Objective
Copy each line of the material below that includes the string "styles".

Data extract
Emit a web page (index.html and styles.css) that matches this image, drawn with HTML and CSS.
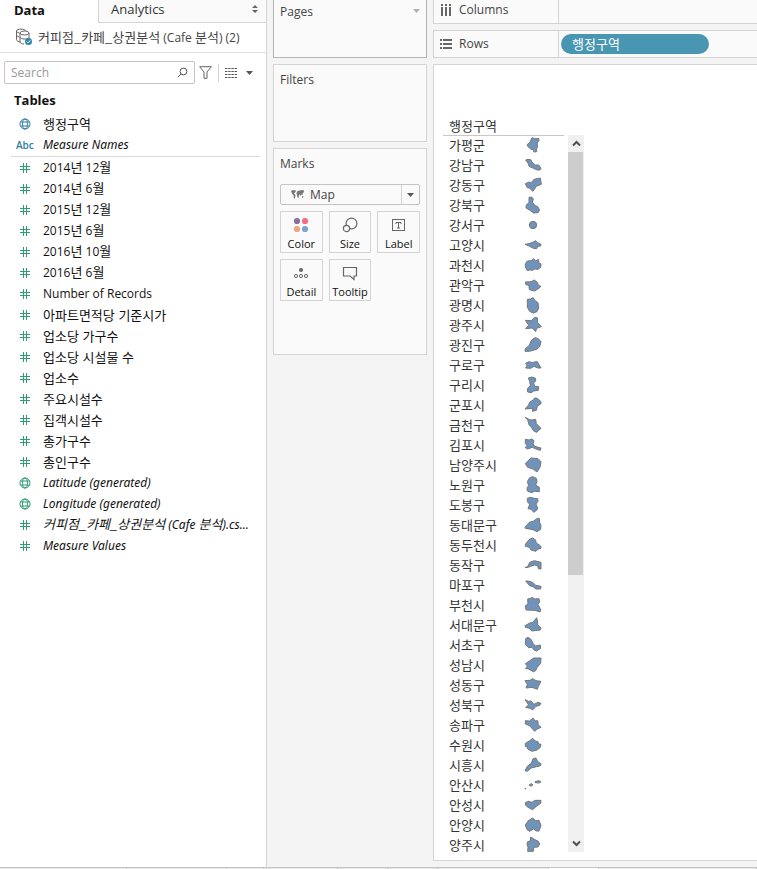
FILE: index.html
```html
<!DOCTYPE html>
<html lang="ko">
<head>
<meta charset="utf-8">
<title>커피점_카페_상권분석</title>
<link rel="stylesheet" href="styles.css">
</head>
<body>
<svg class="defs" aria-hidden="true">
  <symbol id="hash" viewBox="0 0 12 12"><path d="M4.5 1v10M7.5 1v10M1 4.5h10M1 7.5h10"/></symbol>
  <symbol id="globe" viewBox="0 0 12 12"><circle cx="6" cy="6" r="5"/><ellipse cx="6" cy="6" rx="2.4" ry="5"/><path d="M1.5 4h9M1.5 8h9"/></symbol>
</svg>
<div class="workspace">
  <aside class="data-pane">
    <div class="tabs">
      <button class="tab active">Data</button>
      <button class="tab">Analytics
        <svg width="6" height="8" viewBox="0 0 6 8"><path d="M0 3l3-3 3 3zM0 5h6l-3 3z"/></svg>
      </button>
    </div>
    <div class="source">
      <svg width="18" height="18" viewBox="0 0 18 18" fill="none" stroke="#666">
        <path d="M1.5 3v8.500c0 1.500 2 2.500 4 2.500M1.500 3c0-2.500 9-2.500 9 0M1.500 3c0 1 1 1.500 3 2M1.500 7c0 1 1 1.500 2.500 1.800"/>
        <ellipse cx="9.500" cy="5" rx="4.500" ry="2"/><path d="M5 5v9c0 1 2 2 4 2M14 5v5M5 9c0 2 5 2.500 8 1.500"/>
        <circle cx="13.500" cy="13.500" r="3.500" fill="#3186a6" stroke="none"/><path d="M11.800 13.500l1.300 1.300 2.400-2.600" stroke="#fff"/>
      </svg>
      <span><span class="ko">커피점_카페_상권분석</span> (Cafe <span class="ko">분석</span>) (2)</span>
    </div>
    <div class="tools">
      <div class="search">
        <input type="text" placeholder="Search" aria-label="Search">
        <svg width="11" height="11" viewBox="0 0 11 11" fill="none" stroke="#555"><circle cx="6.500" cy="4.500" r="3.400"/><path d="M4 7L.8 10.200"/></svg>
      </div>
      <button class="tool" aria-label="Filter"><svg width="13" height="13" viewBox="0 0 13 13" fill="none" stroke="#666"><path d="M.7.700h11.600L8 6v6.300H5V6z"/></svg></button>
      <span class="rule"></span>
      <button class="tool view" aria-label="View">
        <svg width="13" height="10" viewBox="0 0 13 10" stroke="#555"><path d="M0 .5h12M0 3.500h12M0 6.500h12M0 9.500h12" stroke-dasharray="2.400 .8"/></svg>
        <svg width="7" height="4" viewBox="0 0 7 4"><path d="M0 0h7L3.500 4z" fill="#555"/></svg>
      </button>
    </div>
    <h2>Tables</h2>
    <ul class="fields dims">
      <li><svg><use href="#globe"/></svg><span class="ko">행정구역</span></li>
      <li><b class="abc">Abc</b><i>Measure Names</i></li>
    </ul>
    <ul class="fields">
      <li><svg><use href="#hash"/></svg><span>2014<span class="ko">년</span> 12<span class="ko">월</span></span></li>
      <li><svg><use href="#hash"/></svg><span>2014<span class="ko">년</span> 6<span class="ko">월</span></span></li>
      <li><svg><use href="#hash"/></svg><span>2015<span class="ko">년</span> 12<span class="ko">월</span></span></li>
      <li><svg><use href="#hash"/></svg><span>2015<span class="ko">년</span> 6<span class="ko">월</span></span></li>
      <li><svg><use href="#hash"/></svg><span>2016<span class="ko">년</span> 10<span class="ko">월</span></span></li>
      <li><svg><use href="#hash"/></svg><span>2016<span class="ko">년</span> 6<span class="ko">월</span></span></li>
      <li><svg><use href="#hash"/></svg><span>Number of Records</span></li>
      <li><svg><use href="#hash"/></svg><span class="ko">아파트면적당 기준시가</span></li>
      <li><svg><use href="#hash"/></svg><span class="ko">업소당 가구수</span></li>
      <li><svg><use href="#hash"/></svg><span class="ko">업소당 시설물 수</span></li>
      <li><svg><use href="#hash"/></svg><span class="ko">업소수</span></li>
      <li><svg><use href="#hash"/></svg><span class="ko">주요시설수</span></li>
      <li><svg><use href="#hash"/></svg><span class="ko">집객시설수</span></li>
      <li><svg><use href="#hash"/></svg><span class="ko">총가구수</span></li>
      <li><svg><use href="#hash"/></svg><span class="ko">총인구수</span></li>
      <li><svg><use href="#globe"/></svg><i>Latitude (generated)</i></li>
      <li><svg><use href="#globe"/></svg><i>Longitude (generated)</i></li>
      <li><svg><use href="#hash"/></svg><i><span class="ko">커피점_카페_상권분석</span> (Cafe <span class="ko">분석</span>).cs...</i></li>
      <li><svg><use href="#hash"/></svg><i>Measure Values</i></li>
    </ul>
  </aside>

  <section class="cards">
    <div class="card pages"><h3>Pages</h3><svg width="7" height="4" viewBox="0 0 7 4"><path d="M0 0h7L3.500 4z" fill="#b0b0b0"/></svg></div>
    <div class="card filters"><h3>Filters</h3></div>
    <div class="card marks">
      <h3>Marks</h3>
      <div class="mark-type">
        <svg width="13" height="10" viewBox="0 0 13 10" fill="#777"><path d="M0 1l2-1 3 .5L4.500 2 3 3.500l1.500 1.500L4 8l-.8 1L2.500 5.500 1 3.500zM6 1.500L8 .500 12.500 0l.5 2-1.500 1.500.5 1.500-1.500-.5L9.500 6 8.800 4 8 5.500 7.500 8 6.500 7.500 6 5 5.500 3.500zM11 6l1.500.5-.5 1.500-1-.5z"/></svg>
        <select aria-label="Mark type"><option>Map</option></select>
        <span class="drop"><svg width="7" height="4" viewBox="0 0 7 4"><path d="M0 0h7L3.500 4z" fill="#555"/></svg></span>
      </div>
      <div class="mark-grid">
        <button><svg width="16" height="16" viewBox="0 0 16 16"><circle cx="4" cy="4" r="3.100" fill="#87709d"/><circle cx="12" cy="4" r="3.100" fill="#f96b81"/><circle cx="4" cy="12" r="3.100" fill="#f5a37b"/><circle cx="12" cy="12" r="3.100" fill="#7ba3cf"/></svg>Color</button>
        <button><svg width="16" height="16" viewBox="0 0 16 16" fill="none" stroke="#666" stroke-width="1.200"><circle cx="9.500" cy="6.500" r="5.400"/><circle cx="4.500" cy="11.500" r="3.100" fill="#fafafa"/></svg>Size</button>
        <button><svg width="16" height="16" viewBox="0 0 16 16" fill="none" stroke="#666"><rect x="1.500" y="2.500" width="12" height="11"/><path d="M5 7V5.500h5V7M7.500 5.500v5.500M6 11h3"/></svg>Label</button>
        <button><svg width="16" height="16" viewBox="0 0 16 16" fill="none" stroke="#666"><circle cx="8" cy="5" r="2" fill="#666" stroke="none"/><circle cx="3" cy="11" r="1.600"/><circle cx="8" cy="11" r="1.600"/><circle cx="13" cy="11" r="1.600"/></svg>Detail</button>
        <button><svg width="16" height="16" viewBox="0 0 16 16" fill="none" stroke="#666" stroke-width="1.200"><path d="M1.500 2.500h13v8.500h-2.500v3.500L8 11H1.500z"/></svg>Tooltip</button>
      </div>
    </div>
  </section>

  <main>
    <div class="shelf columns">
      <div class="shelf-name"><svg width="12" height="12" viewBox="0 0 12 12" fill="#666"><path d="M1 0h2v2H1zM5 0h2v2H5zM9 0h2v2H9zM1 3h2v9H1zM5 3h2v9H5zM9 3h2v9H9z"/></svg>Columns</div>
      <div class="shelf-body"></div>
    </div>
    <div class="shelf rows">
      <div class="shelf-name"><svg width="12" height="12" viewBox="0 0 12 12" fill="#666"><path d="M0 1h2v2H0zM0 5h2v2H0zM0 9h2v2H0zM3 1h9v2H3zM3 5h9v2H3zM3 9h9v2H3z"/></svg>Rows</div>
      <div class="shelf-body"><button class="pill ko">행정구역</button></div>
    </div>
    <div class="sheet">
      <table class="ko">
        <thead><tr><th colspan="2">행정구역</th></tr></thead>
        <tbody>
        <tr><th>가평군</th><td><svg viewBox="0 0 54 54"><path d="M24 5L31 8 45 8 44 16 39 21 41 32 38 38 38 47 30 48 28 41 20 39 10 30 10 25 18 19 22 9z"/></svg></td></tr>
        <tr><th>강남구</th><td><svg viewBox="0 0 54 54"><path d="M5 12L12 10 20 11 26 21 34 27 44 27 51 37 48 42 40 42 28 37 15 31 13 23z"/></svg></td></tr>
        <tr><th>강동구</th><td><svg viewBox="0 0 54 54"><path d="M4 23L15 18 22 20 30 10 49 6 52 25 37 31 27 46 17 37 10 35z"/></svg></td></tr>
        <tr><th>강북구</th><td><svg viewBox="0 0 54 54"><path d="M15 4L23 3 28 9 25 18 31 27 42 33 47 43 42 50 29 51 18 43 6 36 7 27 15 19z"/></svg></td></tr>
        <tr><th>강서구</th><td><svg viewBox="0 0 54 54"><circle cx="27" cy="27" r="11"/></svg></td></tr>
        <tr><th>고양시</th><td><svg viewBox="0 0 54 54"><path d="M3 25L15 23 28 18 35 14 40 20 51 25 50 30 41 31 38 38 28 37 17 31z"/></svg></td></tr>
        <tr><th>과천시</th><td><svg viewBox="0 0 54 54"><path d="M10 15L22 14 29 8 35 15 43 10 45 21 51 24 50 34 42 40 32 39 26 43 17 42 10 44 4 33 4 23z"/></svg></td></tr>
        <tr><th>관악구</th><td><svg viewBox="0 0 54 54"><path d="M4 18L22 17 31 12 41 20 43 28 51 31 42 39 31 45 16 41 15 29 5 25z"/></svg></td></tr>
        <tr><th>광명시</th><td><svg viewBox="0 0 54 54"><path d="M10 10L20 9 28 5 32 13 42 20 44 36 39 47 27 51 17 46 10 34z"/></svg></td></tr>
        <tr><th>광주시</th><td><svg viewBox="0 0 54 54"><path d="M4 13L23 14 30 5 40 5 41 20 52 32 38 37 35 47 25 36 5 38 14 28z"/></svg></td></tr>
        <tr><th>광진구</th><td><svg viewBox="0 0 54 54"><path d="M27 8L34 5 43 8 51 17 47 32 38 40 16 46 3 46 4 38 17 27 21 15z"/></svg></td></tr>
        <tr><th>구로구</th><td><svg viewBox="0 0 54 54"><path d="M5 22L15 17 26 20 34 17 40 17 51 36 42 36 30 31 20 37 5 36 9 29z"/></svg></td></tr>
        <tr><th>구리시</th><td><svg viewBox="0 0 54 54"><path d="M13 6L24 3 35 7 35 15 29 21 32 31 44 32 43 43 29 45 22 50 11 48 10 39 19 28 17 16z"/></svg></td></tr>
        <tr><th>군포시</th><td><svg viewBox="0 0 54 54"><path d="M3 39L13 28 18 18 29 11 31 6 40 7 51 17 51 23 40 31 37 43 25 46 27 37z"/></svg></td></tr>
        <tr><th>금천구</th><td><svg viewBox="0 0 54 54"><path d="M3 4L17 11 24 12 35 10 37 23 51 37 38 49 29 45 22 34 15 26 11 11z"/></svg></td></tr>
        <tr><th>김포시</th><td><svg viewBox="0 0 54 54"><path d="M4 10L15 12 23 9 30 14 27 24 32 31 51 36 49 43 38 40 25 34 11 39 4 35 9 28 4 23z"/></svg></td></tr>
        <tr><th>남양주시</th><td><svg viewBox="0 0 54 54"><path d="M4 23L12 14 22 6 42 8 51 17 48 34 39 48 27 39 11 34z"/></svg></td></tr>
        <tr><th>노원구</th><td><svg viewBox="0 0 54 54"><path d="M17 5L27 2 37 7 39 17 35 27 46 34 46 47 31 46 23 50 10 45 9 35 14 29 10 17z"/></svg></td></tr>
        <tr><th>도봉구</th><td><svg viewBox="0 0 54 54"><path d="M10 7L20 4 31 7 41 8 42 16 36 24 41 36 38 43 29 49 22 40 12 38 17 25 10 17z"/></svg></td></tr>
        <tr><th>동대문구</th><td><svg viewBox="0 0 54 54"><path d="M3 33L16 19 29 15 40 7 46 7 47 20 51 27 50 40 39 47 27 41 16 39 4 37z"/></svg></td></tr>
        <tr><th>동두천시</th><td><svg viewBox="0 0 54 54"><path d="M4 25L15 11 26 6 35 12 36 20 50 30 51 37 41 40 36 46 21 42 16 34 4 31z"/></svg></td></tr>
        <tr><th>동작구</th><td><svg viewBox="0 0 54 54"><path d="M3 35L12 31 17 19 31 14 51 19 51 39 43 38 41 29 32 27 20 31 12 34z"/></svg></td></tr>
        <tr><th>마포구</th><td><svg viewBox="0 0 54 54"><path d="M5 15L12 15 26 19 35 28 51 31 50 39 36 39 27 32 17 29z"/></svg></td></tr>
        <tr><th>부천시</th><td><svg viewBox="0 0 54 54"><path d="M11 9L21 7 25 3 30 9 45 8 47 17 42 25 50 41 48 48 33 43 6 42 4 29 12 24z"/></svg></td></tr>
        <tr><th>서대문구</th><td><svg viewBox="0 0 54 54"><path d="M3 29L19 20 26 20 38 5 41 18 41 27 51 36 49 42 23 45 17 37 4 34z"/></svg></td></tr>
        <tr><th>서초구</th><td><svg viewBox="0 0 54 54"><path d="M5 8L12 4 20 9 28 23 34 30 49 27 50 37 38 45 30 42 24 34 14 35 4 25z"/></svg></td></tr>
        <tr><th>성남시</th><td><svg viewBox="0 0 54 54"><path d="M4 23L18 14 29 6 51 6 50 22 39 35 35 44 28 47 12 38 5 38 10 30z"/></svg></td></tr>
        <tr><th>성동구</th><td><svg viewBox="0 0 54 54"><path d="M3 14L18 13 26 8 36 14 51 16 43 31 40 40 24 34 6 36 10 25z"/></svg></td></tr>
        <tr><th>성북구</th><td><svg viewBox="0 0 54 54"><path d="M3 11L13 16 21 15 30 25 42 19 51 22 47 28 36 31 27 41 17 37 5 34 14 27z"/></svg></td></tr>
        <tr><th>송파구</th><td><svg viewBox="0 0 54 54"><path d="M4 14L17 15 27 6 33 15 41 14 43 26 51 34 40 39 32 46 22 35 17 29 4 24z"/></svg></td></tr>
        <tr><th>수원시</th><td><svg viewBox="0 0 54 54"><path d="M4 22L16 15 26 7 34 15 42 17 44 24 51 25 48 35 39 42 24 46 11 39 10 32 4 32z"/></svg></td></tr>
        <tr><th>시흥시</th><td><svg viewBox="0 0 54 54"><path d="M27 8L36 6 41 17 51 23 50 29 38 32 21 36 10 46 3 44 10 31 22 22z"/></svg></td></tr>
        <tr><th>안산시</th><td><svg viewBox="0 0 54 54"><path d="M33 17L44 14 51 17 46 21 34 20zM16 26l6-3 5 4-5 3-6-1zM3 37l2 0 0 2-2 0z"/></svg></td></tr>
        <tr><th>안성시</th><td><svg viewBox="0 0 54 54"><path d="M4 20L13 16 24 19 33 13 51 13 50 22 38 30 26 41 12 34 5 28z"/></svg></td></tr>
        <tr><th>안양시</th><td><svg viewBox="0 0 54 54"><path d="M13 14L26 6 35 14 45 13 51 29 45 45 37 45 28 39 17 46 9 41 4 27z"/></svg></td></tr>
        <tr><th>양주시</th><td><svg viewBox="0 0 54 54"><path d="M20 3L31 10 43 16 47 24 42 33 29 34 28 46 11 46 12 34 9 25 11 17 19 15z"/></svg></td></tr>
        </tbody>
      </table>
      <div class="scrollbar">
        <button aria-label="Scroll up"><svg width="9" height="7" viewBox="0 0 9 7"><path d="M1 5.500l3.500-3.500L8 5.500"/></svg></button>
        <div class="track"><div class="thumb"></div></div>
        <button aria-label="Scroll down"><svg width="9" height="7" viewBox="0 0 9 7"><path d="M1 1.500L4.500 5 8 1.500"/></svg></button>
      </div>
    </div>
  </main>
</div>
<footer class="sheet-tabs"><span></span><span></span><span></span><span></span><span></span><span></span><span></span><span class="current"></span><span></span></footer>
</body>
</html>
```

FILE: styles.css
```css
* { box-sizing: border-box; }
body {
  margin: 0;
  min-height: 100vh;
  display: flex;
  flex-direction: column;
  overflow: hidden;
  background: #f4f4f4;
  color: #111;
  font: 12px/20px "Open Sans", "Noto Sans CJK KR", sans-serif;
}
.ko { font-family: "Noto Sans CJK KR", sans-serif; font-size: 13px; font-weight: 400; }
button, input, select { font: inherit; color: inherit; background: none; border: 0; padding: 0; margin: 0; }
h2, h3, ul { margin: 0; padding: 0; }
svg { flex: none; display: block; }
.defs { position: absolute; width: 0; height: 0; }

.workspace { flex: 1; display: flex; }

/* Data pane */
.data-pane { width: 267px; flex: none; background: #fff; border-right: 1px solid #d4d4d4; }
.tabs { display: flex; height: 23px; font-size: 13px; }
.tab { width: 98px; padding: 0 14px 4px; text-align: left; }
.tab.active { font-weight: 700; }
.tab:not(.active) {
  flex: 1;
  display: flex;
  align-items: center;
  justify-content: space-between;
  padding: 0 8px 4px 12px;
  background: #fafafa;
  border-left: 1px solid #d4d4d4;
  border-bottom: 1px solid #d4d4d4;
  color: #333;
}
.tab svg { fill: #666; }
.source {
  display: flex;
  align-items: center;
  gap: 5px;
  height: 30px;
  padding: 0 0 1px 15px;
  border-bottom: 1px solid #e0e0e0;
  color: #444;
  white-space: nowrap;
}
.tools { display: flex; align-items: center; padding: 8px 13px 0 4px; }
.search {
  flex: 1;
  display: flex;
  align-items: center;
  height: 23px;
  padding: 0 6px;
  border: 1px solid #c4c4c4;
  border-radius: 2px;
}
.search input { flex: 1; min-width: 0; outline: 0; }
.search input::placeholder { color: #999; }
.tool { display: flex; align-items: center; gap: 8px; margin-left: 4px; }
.rule { width: 1px; height: 18px; margin: 0 2px 0 6px; background: #d4d4d4; }
h2 { padding-left: 14px; margin-top: 6px; font-size: 13px; line-height: 20px; }
.fields { list-style: none; margin-left: 11px; margin-right: 6px; color: #2e9c74; }
.fields.dims { margin-top: 3px; padding-bottom: 1px; border-bottom: 1px solid #d9d9d9; color: #3181a3; }
.fields li { display: flex; align-items: center; height: 21px; white-space: nowrap; }
.fields svg { width: 12px; height: 12px; margin: 0 12px 0 8px; fill: none; stroke: currentColor; }
.fields span, .fields i { color: #111; }
.fields i { font-family: "Noto Sans", "Noto Sans CJK KR", sans-serif; }
.fields .abc { width: 32px; padding-left: 5px; font-size: 10px; font-weight: 600; }

/* Cards */
.cards { width: 166px; flex: none; padding: 0 6px; }
.card { background: #fafafa; border: 1px solid #d4d4d4; padding: 5px 6px; margin-bottom: 6px; }
.card h3 { font-size: 12px; font-weight: 400; line-height: 20px; color: #444; }
.pages { display: flex; justify-content: space-between; height: 58px; padding-top: 2px; border-color: #b4b4b4; border-top: 0; }
.pages svg { margin-top: 7px; }
.filters { height: 78px; }
.marks { height: 207px; }
.mark-type {
  display: flex;
  align-items: center;
  height: 21px;
  margin: 10px 0 6px;
  padding-left: 10px;
  border: 1px solid #c4c4c4;
  border-radius: 2px;
  color: #444;
}
.mark-type select { appearance: none; flex: 1; min-width: 0; padding-left: 6px; line-height: 18px; }
.drop { display: flex; align-items: center; height: 19px; padding: 0 5px; border-left: 1px solid #d4d4d4; }
.mark-grid { display: grid; grid-template-columns: repeat(3, 1fr); gap: 6px; }
.mark-grid button {
  display: flex;
  flex-direction: column;
  align-items: center;
  gap: 3px;
  height: 42px;
  padding-top: 5px;
  border: 1px solid #d4d4d4;
  font-size: 11px;
  line-height: 16px;
}

/* Shelves and sheet */
main { flex: 1; min-width: 0; display: flex; flex-direction: column; }
.shelf { display: flex; height: 28px; margin-bottom: 6px; background: #fafafa; border: 1px solid #d4d4d4; border-right: 0; }
.shelf.columns { height: 24px; border-top: 0; }
.shelf-name { display: flex; align-items: center; gap: 7px; width: 125px; padding-left: 6px; border-right: 1px solid #d4d4d4; color: #444; }
.columns .shelf-name { padding-bottom: 4px; }
.shelf-body { flex: 1; display: flex; align-items: center; padding-left: 2px; }
.pill { width: 148px; height: 20px; padding-left: 11px; border-radius: 10px; background: #4996b2; color: #fff; text-align: left; line-height: 18px; }
.sheet {
  flex: 1;
  display: flex;
  align-items: flex-start;
  gap: 4px;
  margin-bottom: 6px;
  padding: 52px 9px 4px;
  background: #fff;
  border: 1px solid #d4d4d4;
  border-right: 0;
}
table { border-spacing: 0; width: 121px; color: #333; line-height: 18px; }
table th { padding: 0 0 0 6px; font-weight: 400; text-align: left; vertical-align: top; white-space: nowrap; }
thead th { border-bottom: 1px solid #c8c8c8; }
tbody tr { height: 20px; }
td { padding: 0; width: 40px; vertical-align: top; }
td svg { width: 18px; height: 18px; fill: #6f93ba; stroke: #777; stroke-width: 3; stroke-linejoin: round; }
.scrollbar { display: flex; flex-direction: column; width: 16px; height: 717px; margin-top: 18px; background: #f0f0f0; }
.scrollbar button { display: flex; align-items: center; justify-content: center; height: 17px; }
.scrollbar path { fill: none; stroke: #505050; stroke-width: 2; }
.track { flex: 1; }
.thumb { width: 15px; height: 62%; background: #cdcdcd; }
.sheet-tabs { display: grid; grid-template-columns: 127fr 100fr 37fr 74fr 50fr 50fr 111fr 50fr 158fr; height: 2px; border-top: 1px solid #c4c4c4; background: #e8e8e8; }
.sheet-tabs span { border-right: 1px solid #c8c8c8; }
.sheet-tabs .current { background: #fff; }
```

Solution to this task
Emit a web page (index.html and styles.css) that matches this image, drawn with HTML and CSS.
<link rel="stylesheet" href="styles.css">
FILE: styles.css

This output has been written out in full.